I don't propose, though, to discuss my own theories on the "burn, baby, burn" argument about wilderness fires. I'm instead focused on that image of the watcher.
Weblogs can involve a great deal of interaction and a great deal of extension of oneself, rather than merely passive absorption or passive posting self-absorption. But it's important to me that my weblog not replace the other things in my life, but instead serve as a device to help me focus on the other things in my life. I want to be like those Puritans, who kept extensive paper journals to figure out if they were on track to be saved.
I notice that since I've been on LiveJournal, I am much better about going from "gee, I wish I could do xyz thing I've always wanted to do" to actually planning things and doing them. There's something about the thinking "out loud" which makes things more real.
It's not a "yes, I did" or "no, I did not" kind of thing, though. It's not a catalog of "hey, I'm cool" or "hey, I failed". It's instead a kind of process of reminder. I want to remind myself through this posting process to not only talk about poetry, but to write and submit poems. I want to not only daydream about my future, but actually make it happen.
I've evolved my thinking a bit as time goes on. I no longer see LJ as a "lesser" thing than "real life". I see LJ as one more part of real life. The interactions often have substance and dignity. But when I sign off the computer, I want to be doing the things I mean to do a bit more. LJ as the ultimate Mitty experience does not appeal to me.
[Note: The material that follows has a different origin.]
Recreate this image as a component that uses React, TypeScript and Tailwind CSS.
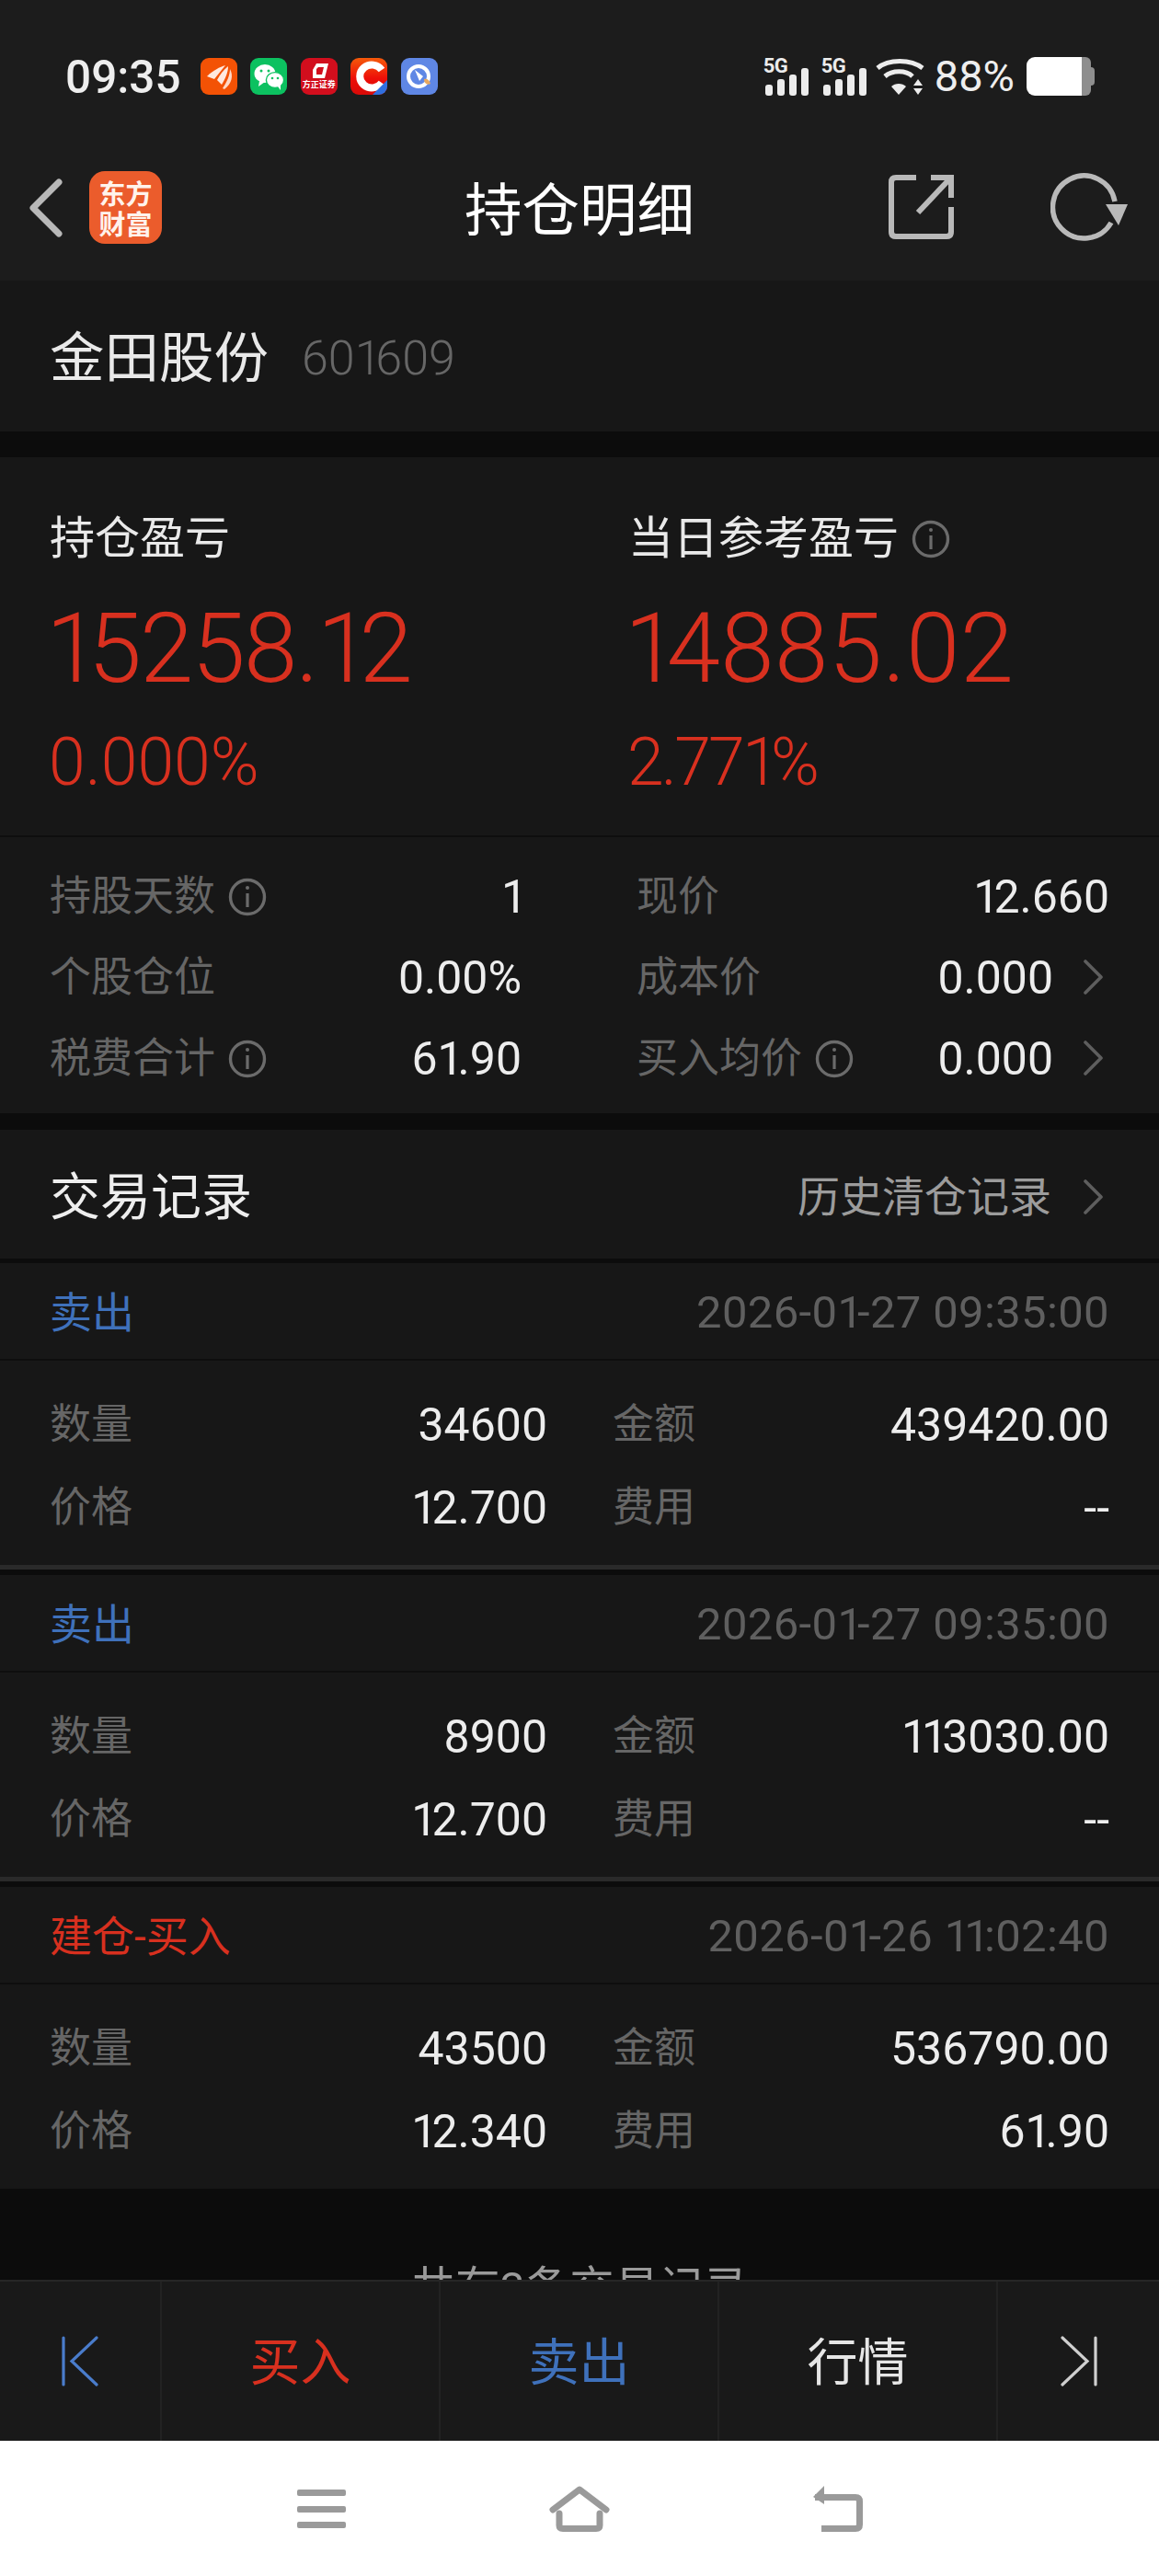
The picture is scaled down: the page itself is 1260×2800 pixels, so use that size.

I went yesterday and took off my friends' lists a number of folks who have not posted in years, just because I was self-conscious about having 200+ people on my list. It's all silly, though, because I don't post "friends only", so that anyone can see my posts. Why make internal rules on things like this? Why worry about things like "my list is too long"? I feel a bit silly that I cared about how I "look" to others. It's so easy to create all sorts of internal rules, when the key rules--love, faith and hope--are trouble enough to follow.
I think today I will not resolve to solve all the problems of the world, nor to acquire a charm or grace that I have not exhibited in 44 years. But perhaps I can resolve to travel to the stars a bit, and not merely watch them from afar.